▶ **Exercise inputs**:
((

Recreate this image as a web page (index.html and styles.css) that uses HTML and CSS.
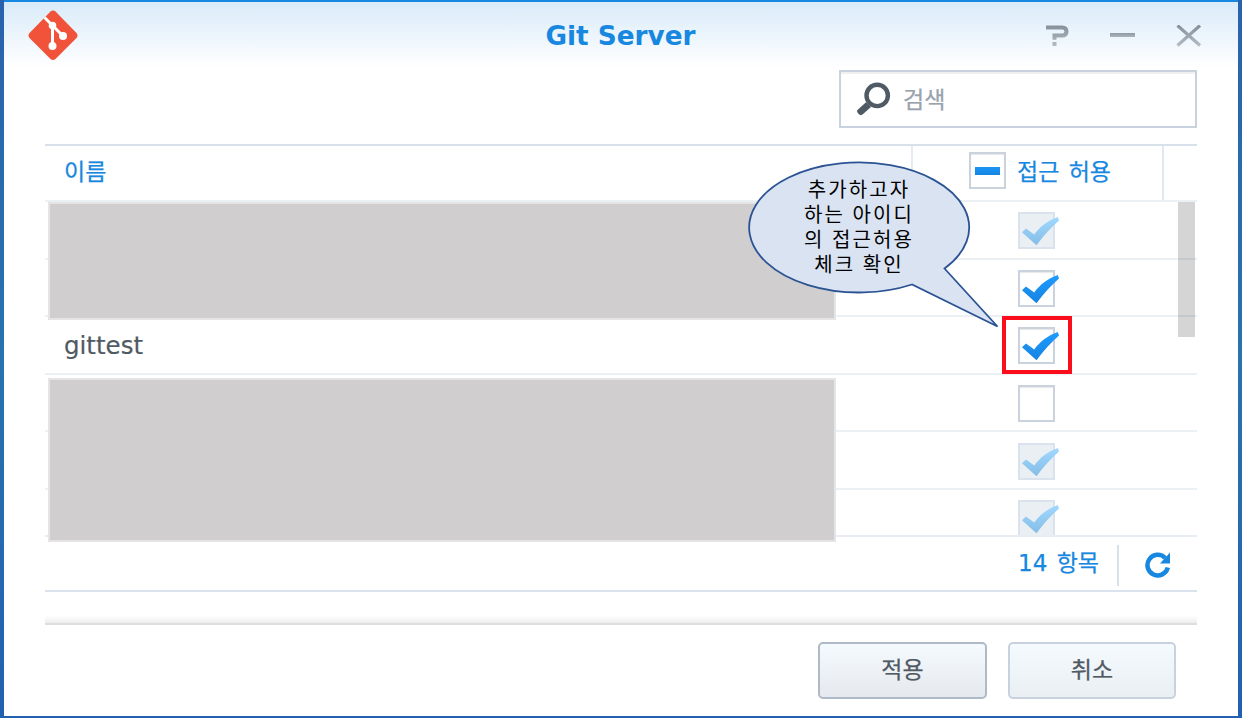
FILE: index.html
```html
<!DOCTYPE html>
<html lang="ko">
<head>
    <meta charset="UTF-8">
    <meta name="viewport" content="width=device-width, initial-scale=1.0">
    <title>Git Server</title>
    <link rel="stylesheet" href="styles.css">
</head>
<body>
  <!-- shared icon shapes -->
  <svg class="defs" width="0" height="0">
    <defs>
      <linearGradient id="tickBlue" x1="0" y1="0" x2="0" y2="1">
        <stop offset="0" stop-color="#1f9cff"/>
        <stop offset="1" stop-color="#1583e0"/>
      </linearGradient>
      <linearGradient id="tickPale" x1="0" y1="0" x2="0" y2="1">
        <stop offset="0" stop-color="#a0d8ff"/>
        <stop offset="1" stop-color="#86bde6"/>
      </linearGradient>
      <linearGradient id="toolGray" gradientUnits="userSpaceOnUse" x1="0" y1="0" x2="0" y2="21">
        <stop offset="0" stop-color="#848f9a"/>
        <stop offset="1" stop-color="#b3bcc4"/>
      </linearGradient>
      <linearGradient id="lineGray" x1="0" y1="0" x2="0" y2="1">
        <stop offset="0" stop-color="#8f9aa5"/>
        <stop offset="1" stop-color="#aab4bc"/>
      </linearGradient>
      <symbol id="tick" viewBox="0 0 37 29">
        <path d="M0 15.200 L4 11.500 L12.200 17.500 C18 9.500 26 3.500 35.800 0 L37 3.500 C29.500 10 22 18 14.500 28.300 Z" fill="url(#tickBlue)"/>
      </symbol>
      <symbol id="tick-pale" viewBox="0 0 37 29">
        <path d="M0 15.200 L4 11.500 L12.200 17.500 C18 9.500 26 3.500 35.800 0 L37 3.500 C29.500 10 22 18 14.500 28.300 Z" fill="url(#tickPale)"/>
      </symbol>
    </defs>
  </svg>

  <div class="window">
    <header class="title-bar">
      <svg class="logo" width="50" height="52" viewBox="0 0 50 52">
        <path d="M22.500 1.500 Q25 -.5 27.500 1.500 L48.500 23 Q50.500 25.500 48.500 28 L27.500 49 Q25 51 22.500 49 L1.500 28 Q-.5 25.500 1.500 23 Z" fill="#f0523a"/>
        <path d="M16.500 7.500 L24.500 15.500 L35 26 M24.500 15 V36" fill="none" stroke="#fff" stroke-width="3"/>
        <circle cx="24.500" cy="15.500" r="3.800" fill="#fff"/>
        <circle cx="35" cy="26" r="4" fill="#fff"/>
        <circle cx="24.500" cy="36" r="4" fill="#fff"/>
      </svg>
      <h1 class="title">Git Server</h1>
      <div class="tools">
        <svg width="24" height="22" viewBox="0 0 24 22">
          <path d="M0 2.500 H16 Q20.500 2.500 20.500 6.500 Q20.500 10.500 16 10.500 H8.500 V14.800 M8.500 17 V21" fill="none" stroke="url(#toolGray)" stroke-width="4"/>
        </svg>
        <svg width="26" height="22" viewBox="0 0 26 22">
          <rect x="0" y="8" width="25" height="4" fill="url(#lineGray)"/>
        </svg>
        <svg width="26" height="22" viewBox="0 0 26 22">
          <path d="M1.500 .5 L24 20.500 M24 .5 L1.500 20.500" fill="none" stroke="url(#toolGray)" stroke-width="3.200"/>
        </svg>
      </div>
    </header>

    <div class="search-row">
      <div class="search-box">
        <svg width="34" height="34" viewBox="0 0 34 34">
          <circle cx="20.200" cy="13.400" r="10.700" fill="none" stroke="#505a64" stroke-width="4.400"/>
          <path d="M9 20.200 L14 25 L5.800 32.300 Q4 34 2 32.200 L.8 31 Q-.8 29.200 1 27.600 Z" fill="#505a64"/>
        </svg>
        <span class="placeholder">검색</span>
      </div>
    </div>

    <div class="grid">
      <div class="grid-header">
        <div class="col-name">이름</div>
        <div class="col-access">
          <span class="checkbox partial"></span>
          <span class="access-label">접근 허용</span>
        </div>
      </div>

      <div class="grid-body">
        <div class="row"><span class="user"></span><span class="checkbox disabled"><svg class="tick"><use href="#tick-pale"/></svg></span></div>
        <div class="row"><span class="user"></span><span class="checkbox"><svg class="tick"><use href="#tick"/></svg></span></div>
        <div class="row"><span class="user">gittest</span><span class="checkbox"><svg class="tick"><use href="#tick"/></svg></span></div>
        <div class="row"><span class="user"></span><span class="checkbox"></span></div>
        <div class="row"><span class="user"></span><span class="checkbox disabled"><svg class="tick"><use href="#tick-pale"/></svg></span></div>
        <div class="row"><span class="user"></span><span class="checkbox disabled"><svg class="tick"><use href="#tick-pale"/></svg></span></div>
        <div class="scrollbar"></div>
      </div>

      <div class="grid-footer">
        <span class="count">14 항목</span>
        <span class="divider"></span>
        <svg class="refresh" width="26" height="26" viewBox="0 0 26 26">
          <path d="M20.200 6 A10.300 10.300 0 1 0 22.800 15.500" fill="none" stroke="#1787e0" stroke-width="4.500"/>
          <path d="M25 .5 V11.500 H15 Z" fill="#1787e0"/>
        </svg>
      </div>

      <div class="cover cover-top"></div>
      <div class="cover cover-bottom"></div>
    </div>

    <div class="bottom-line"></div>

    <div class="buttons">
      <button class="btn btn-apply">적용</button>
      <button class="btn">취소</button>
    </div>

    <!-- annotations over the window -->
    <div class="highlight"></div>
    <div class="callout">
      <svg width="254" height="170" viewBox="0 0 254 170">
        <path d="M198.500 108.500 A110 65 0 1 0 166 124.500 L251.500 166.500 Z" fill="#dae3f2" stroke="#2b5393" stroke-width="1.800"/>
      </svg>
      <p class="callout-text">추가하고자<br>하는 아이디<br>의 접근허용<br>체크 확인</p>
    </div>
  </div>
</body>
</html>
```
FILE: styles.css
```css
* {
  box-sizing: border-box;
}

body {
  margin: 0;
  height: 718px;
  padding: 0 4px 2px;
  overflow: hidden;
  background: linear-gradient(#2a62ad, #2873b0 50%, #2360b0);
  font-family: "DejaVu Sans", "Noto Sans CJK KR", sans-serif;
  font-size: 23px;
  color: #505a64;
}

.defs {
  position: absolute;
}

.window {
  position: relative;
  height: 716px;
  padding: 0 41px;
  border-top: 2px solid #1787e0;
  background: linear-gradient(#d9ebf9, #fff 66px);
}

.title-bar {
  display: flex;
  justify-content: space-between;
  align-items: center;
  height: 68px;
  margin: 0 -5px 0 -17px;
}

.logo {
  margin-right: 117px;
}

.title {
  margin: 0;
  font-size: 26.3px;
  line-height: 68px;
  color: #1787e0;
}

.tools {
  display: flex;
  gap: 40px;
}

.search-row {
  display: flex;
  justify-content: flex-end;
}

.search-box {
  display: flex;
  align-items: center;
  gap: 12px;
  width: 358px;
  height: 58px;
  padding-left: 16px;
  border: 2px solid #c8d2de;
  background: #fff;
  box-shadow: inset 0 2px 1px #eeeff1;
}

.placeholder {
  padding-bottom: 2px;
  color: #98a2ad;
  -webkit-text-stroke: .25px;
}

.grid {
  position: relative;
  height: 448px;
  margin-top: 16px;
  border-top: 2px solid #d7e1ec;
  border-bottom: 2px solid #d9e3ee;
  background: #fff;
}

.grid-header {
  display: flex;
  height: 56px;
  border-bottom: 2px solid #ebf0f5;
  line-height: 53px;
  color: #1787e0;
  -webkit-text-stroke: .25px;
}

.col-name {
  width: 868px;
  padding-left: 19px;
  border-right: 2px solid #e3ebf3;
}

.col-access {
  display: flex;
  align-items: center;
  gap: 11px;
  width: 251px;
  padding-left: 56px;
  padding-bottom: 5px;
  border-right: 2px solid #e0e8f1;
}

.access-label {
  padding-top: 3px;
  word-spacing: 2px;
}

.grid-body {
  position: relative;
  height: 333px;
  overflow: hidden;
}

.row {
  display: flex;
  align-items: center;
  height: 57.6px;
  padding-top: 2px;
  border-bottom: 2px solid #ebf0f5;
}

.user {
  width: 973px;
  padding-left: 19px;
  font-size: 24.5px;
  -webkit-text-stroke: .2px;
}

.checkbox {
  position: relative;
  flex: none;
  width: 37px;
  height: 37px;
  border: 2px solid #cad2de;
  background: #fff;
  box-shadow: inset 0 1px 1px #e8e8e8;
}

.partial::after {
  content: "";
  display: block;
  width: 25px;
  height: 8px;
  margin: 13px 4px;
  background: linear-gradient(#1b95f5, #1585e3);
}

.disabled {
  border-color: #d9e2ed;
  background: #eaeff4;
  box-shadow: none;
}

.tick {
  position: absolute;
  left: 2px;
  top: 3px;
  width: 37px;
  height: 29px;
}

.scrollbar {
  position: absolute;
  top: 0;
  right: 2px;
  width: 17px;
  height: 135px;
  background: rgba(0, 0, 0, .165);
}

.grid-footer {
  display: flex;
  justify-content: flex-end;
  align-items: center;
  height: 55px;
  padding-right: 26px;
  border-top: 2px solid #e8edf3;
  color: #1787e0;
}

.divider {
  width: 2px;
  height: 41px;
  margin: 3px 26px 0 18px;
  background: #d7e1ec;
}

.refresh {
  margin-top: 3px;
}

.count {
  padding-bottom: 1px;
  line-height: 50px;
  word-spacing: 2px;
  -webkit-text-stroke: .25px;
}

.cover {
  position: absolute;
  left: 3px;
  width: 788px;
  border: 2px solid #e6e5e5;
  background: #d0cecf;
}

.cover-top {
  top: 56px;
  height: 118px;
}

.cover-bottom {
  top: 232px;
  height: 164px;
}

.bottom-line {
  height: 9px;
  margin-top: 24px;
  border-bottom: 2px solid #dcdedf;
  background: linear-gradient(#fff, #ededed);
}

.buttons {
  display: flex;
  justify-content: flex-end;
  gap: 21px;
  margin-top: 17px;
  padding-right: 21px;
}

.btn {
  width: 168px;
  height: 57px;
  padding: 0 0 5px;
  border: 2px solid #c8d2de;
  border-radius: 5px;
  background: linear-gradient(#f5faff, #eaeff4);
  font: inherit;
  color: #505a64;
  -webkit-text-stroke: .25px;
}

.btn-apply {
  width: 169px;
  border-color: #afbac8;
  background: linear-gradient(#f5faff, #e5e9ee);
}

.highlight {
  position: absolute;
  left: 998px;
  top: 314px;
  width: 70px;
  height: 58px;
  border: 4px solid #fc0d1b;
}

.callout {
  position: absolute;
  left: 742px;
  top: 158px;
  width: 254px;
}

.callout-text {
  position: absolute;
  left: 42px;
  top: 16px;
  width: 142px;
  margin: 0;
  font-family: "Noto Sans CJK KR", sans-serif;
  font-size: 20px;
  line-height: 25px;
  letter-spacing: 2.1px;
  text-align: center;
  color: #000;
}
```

))
((

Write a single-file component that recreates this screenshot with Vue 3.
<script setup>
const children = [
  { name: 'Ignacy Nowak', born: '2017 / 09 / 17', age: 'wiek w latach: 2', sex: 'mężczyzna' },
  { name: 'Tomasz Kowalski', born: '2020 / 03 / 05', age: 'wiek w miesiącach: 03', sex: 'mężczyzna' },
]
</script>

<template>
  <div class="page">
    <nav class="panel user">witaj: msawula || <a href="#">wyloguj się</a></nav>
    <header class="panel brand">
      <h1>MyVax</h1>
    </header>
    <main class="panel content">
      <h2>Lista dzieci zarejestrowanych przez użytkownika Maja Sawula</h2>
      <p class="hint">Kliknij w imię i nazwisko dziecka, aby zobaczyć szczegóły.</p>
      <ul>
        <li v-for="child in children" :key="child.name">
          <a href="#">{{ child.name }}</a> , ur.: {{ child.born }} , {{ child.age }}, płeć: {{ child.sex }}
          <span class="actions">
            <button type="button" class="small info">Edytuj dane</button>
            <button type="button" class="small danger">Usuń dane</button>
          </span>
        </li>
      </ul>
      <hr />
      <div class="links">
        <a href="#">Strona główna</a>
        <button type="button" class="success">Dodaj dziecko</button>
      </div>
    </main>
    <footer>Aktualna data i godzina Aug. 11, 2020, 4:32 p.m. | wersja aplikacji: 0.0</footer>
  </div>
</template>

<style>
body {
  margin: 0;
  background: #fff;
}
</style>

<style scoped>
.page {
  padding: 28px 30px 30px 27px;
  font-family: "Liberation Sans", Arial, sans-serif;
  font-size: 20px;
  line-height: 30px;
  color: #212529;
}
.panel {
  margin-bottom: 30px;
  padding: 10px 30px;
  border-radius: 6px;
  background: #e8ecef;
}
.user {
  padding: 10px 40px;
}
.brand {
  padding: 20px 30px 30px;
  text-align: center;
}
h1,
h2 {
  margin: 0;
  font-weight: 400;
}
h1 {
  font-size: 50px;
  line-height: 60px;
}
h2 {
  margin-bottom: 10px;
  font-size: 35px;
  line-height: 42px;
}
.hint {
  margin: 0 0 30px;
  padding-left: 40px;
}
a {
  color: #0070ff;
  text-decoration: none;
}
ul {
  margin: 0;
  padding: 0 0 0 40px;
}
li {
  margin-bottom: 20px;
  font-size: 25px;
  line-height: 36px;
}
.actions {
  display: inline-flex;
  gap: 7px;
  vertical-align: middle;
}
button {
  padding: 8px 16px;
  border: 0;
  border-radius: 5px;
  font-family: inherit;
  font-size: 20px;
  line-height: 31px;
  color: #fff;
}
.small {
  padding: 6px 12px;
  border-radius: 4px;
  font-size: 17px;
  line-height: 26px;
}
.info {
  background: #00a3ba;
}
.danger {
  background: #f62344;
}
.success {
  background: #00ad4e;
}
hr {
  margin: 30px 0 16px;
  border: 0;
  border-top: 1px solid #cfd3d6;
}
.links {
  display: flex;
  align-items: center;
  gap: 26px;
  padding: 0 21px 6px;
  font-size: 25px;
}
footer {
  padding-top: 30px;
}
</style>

))

▶ **Set exercise**:
Copy out every line of the listing that includes the string "index".

▶ **Answer to this task**:
Recreate this image as a web page (index.html and styles.css) that uses HTML and CSS.
FILE: index.html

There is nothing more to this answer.